Sen. Ted Cruz (R-Texas), a longtime McConnell antagonist, sensed weakness after Thursday’s Senate GOP conference meeting and immediately took to the floor to pounce on his leader.
“I believe Democratic Leader Schumer was on the verge of surrendering and then unfortunately … Republicans blinked. I think that was a mistake,” he said on the Senate floor.
A Republican strategist allied with McConnell, however, argued that last week’s fight won’t have any lasting effect on the GOP leader.
“In the grand scheme it’s irrelevant, because we’re six weeks away from another showdown,” the strategist said, predicting that public attention will quickly shift to other issues.
“What matters is how the [Senate Republican] members feel” about McConnell, “and the members enthusiastically” support McConnell, the strategist said.
McConnell won’t be able to wrangle 10 Republican votes to help Democrats raise the debt ceiling again, something he told President Biden in a letter on Friday that was also a message to Republicans.
“I will not be a party to any future effort to mitigate the consequences of Democratic mismanagement,” he wrote. “They cannot invent another crisis and ask for my help.”
A second Senate Republican aide said McConnell didn’t have a politically viable exit plan in case Schumer refused to back down in the fight and use the budget reconciliation process to raise the debt ceiling.
“It hurts him, which is why he sent that letter to Biden saying he wouldn’t do it again. That’s because he can’t do it again.
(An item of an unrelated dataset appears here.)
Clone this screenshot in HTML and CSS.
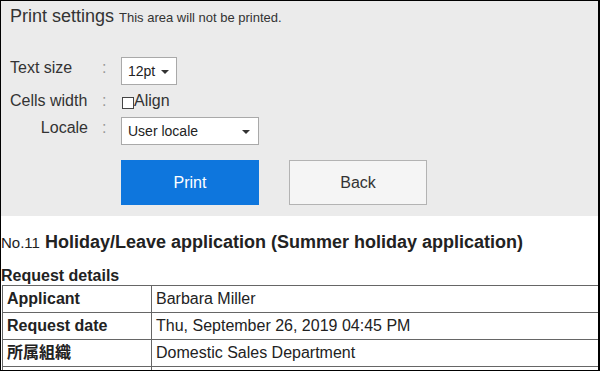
FILE: index.html
```html
<!DOCTYPE html>
<html>
<head>
<meta charset="utf-8">
<link rel="stylesheet" href="styles.css">
</head>
<body>
<div class="frame">
  <div class="settings">
    <div class="settings-title">Print settings <span class="note">This area will not be printed.</span></div>
    <div class="form">
      <div class="row row-select">
        <div class="label">Text size</div>
        <div class="colon">:</div>
        <div class="select select-size"><span>12pt</span><span class="arrow"></span></div>
      </div>
      <div class="row row-check">
        <div class="label">Cells width</div>
        <div class="colon">:</div>
        <label class="check"><span class="box"></span>Align</label>
      </div>
      <div class="row row-select">
        <div class="label label-right">Locale</div>
        <div class="colon">:</div>
        <div class="select select-locale"><span>User locale</span><span class="arrow"></span></div>
      </div>
    </div>
    <div class="buttons">
      <button class="btn btn-primary">Print</button>
      <button class="btn btn-secondary">Back</button>
    </div>
  </div>
  <div class="content">
    <h1 class="doc-title"><span class="doc-no">No.11</span> Holiday/Leave application (Summer holiday application)</h1>
    <h2 class="section-title">Request details</h2>
    <table class="details">
      <tr><th>Applicant</th><td>Barbara Miller</td></tr>
      <tr><th>Request date</th><td>Thu, September 26, 2019 04:45 PM</td></tr>
      <tr><th>所属組織</th><td>Domestic Sales Department</td></tr>
      <tr><th>&nbsp;</th><td>&nbsp;</td></tr>
    </table>
  </div>
</div>
</body>
</html>
```

FILE: styles.css
```css
* { box-sizing: border-box; }
html, body { margin: 0; padding: 0; background: #fff; }
body {
  font-family: "Liberation Sans", Arial, "Noto Sans CJK JP", sans-serif;
  color: #333;
}
.frame {
  width: 600px;
  height: 371px;
  border: 1px solid #000;
  border-right-width: 2px;
  overflow: hidden;
  background: #fff;
}
.settings {
  background: #ebebeb;
  padding: 5px 9px 11px;
}
.settings-title {
  display: flex;
  align-items: baseline;
  gap: 5px;
  height: 21px;
  font-size: 18px;
  line-height: 21px;
  color: #333;
}
.note { font-size: 13px; }
.form { margin-top: 30px; }
.row {
  display: flex;
  align-items: center;
  font-size: 16px;
}
.row-select { height: 28px; }
.row-check { height: 32px; }
.label { width: 78px; color: #333; line-height: 18px; }
.label-right { text-align: right; }
.colon { width: 33px; padding-left: 14px; color: #999; line-height: 18px; }
.row-select .label, .row-select .colon { margin-bottom: 6px; }
.select {
  height: 28px;
  background: #fff;
  border: 1px solid #a9a9a9;
  display: flex;
  align-items: center;
  justify-content: space-between;
  font-size: 14px;
  color: #222;
  padding: 0 7px 0 6px;
}
.select-size { width: 56px; }
.select-locale { width: 138px; padding-right: 8px; }
.arrow {
  width: 0;
  height: 0;
  border-left: 4px solid transparent;
  border-right: 4px solid transparent;
  border-top: 4px solid #333;
  margin-top: 1px;
}
.check {
  display: flex;
  align-items: center;
  color: #333;
  line-height: 18px;
}
.box {
  width: 12px;
  height: 12px;
  border: 1px solid #444;
  background: #fff;
  margin-left: 1px;
  margin-top: 3px;
}
.buttons {
  display: flex;
  gap: 30px;
  margin-top: 15px;
  margin-left: 111px;
}
.btn {
  width: 138px;
  height: 45px;
  font-family: inherit;
  font-size: 16px;
  border: 1px solid transparent;
  padding: 0;
}
.btn-primary { background: #0e76dd; color: #fff; border-color: #0e76dd; }
.btn-secondary { background: #f5f5f5; color: #333; border-color: #b3b3b3; }
.content { padding: 0; }
.doc-title {
  display: flex;
  align-items: baseline;
  gap: 5px;
  height: 22px;
  margin: 15px 0 0;
  font-size: 18px;
  line-height: 22px;
  font-weight: bold;
  color: #222;
}
.doc-no { font-size: 15px; font-weight: normal; }
.section-title {
  height: 18px;
  margin: 14px 0 0;
  font-size: 16px;
  line-height: 18px;
  font-weight: bold;
  color: #222;
}
.details {
  border-collapse: collapse;
  margin-left: 1px;
  width: 720px;
  font-size: 16px;
}
.details th, .details td {
  border: 1px solid #666;
  height: 27px;
  padding: 0 4px;
  line-height: 18px;
  text-align: left;
  vertical-align: middle;
  color: #222;
}
.details th { width: 149px; font-weight: bold; }
.details td { font-weight: normal; }
```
There won’t be 10 Republican votes unless we get something,” the aide said.
“McConnell was calling and begging people to do this,” the source added, describing how tough it was to round up GOP votes just for a two-month extension.
The aide noted that McConnell’s position in the conference has weakened since the last time there was a big internal fight over the debt limit in 2014, because loyal McConnell allies such as former Sens. Pat Roberts (R-Kan.) and Lamar Alexander (R-Tenn.) have retired.
Another wave of McConnell allies are due to retire at the end of next year when Sens. Rob Portman (R-Ohio), Richard Shelby (R-Ala.), Richard Burr (R-N.C.) and Blunt step down.
All of this is likely to make McConnell’s job even harder, especially as he deals with barbs from Trump, who frequently weighed in publicly on the debt fight.
The next battle will come up toward the end of November as the Senate nears a new debt ceiling deadline.
“This puts McConnell in a box canyon where he has to be tough and fight the debt limit,” said Brian Darling, a GOP strategist and former Senate aide. “He lost face during that debate and now he’s going to have to step up and actually be tougher on the second go on the debt limit and force Democrats to use reconciliation.”
McConnell and the 10 other Republicans who did vote to help raise the debt ceiling were criticized by the former president during a rally in Iowa.
“To think we had 11 Republicans go along with an extension. Headed up by Mitch McConnell, can you believe that?” Trump said before a cheering crowd in Des Moines.
McConnell, three members of his leadership team, moderate Sens. Susan Collins (R-Maine) and Lisa Murkowski (R-Alaska), and Portman and Shelby, who are both retiring, were among the 11. That vote could come back to haunt Murkowski and Senate Minority Whip John Thune (R-S.D.) in a primary next year, if they decide to run for reelection.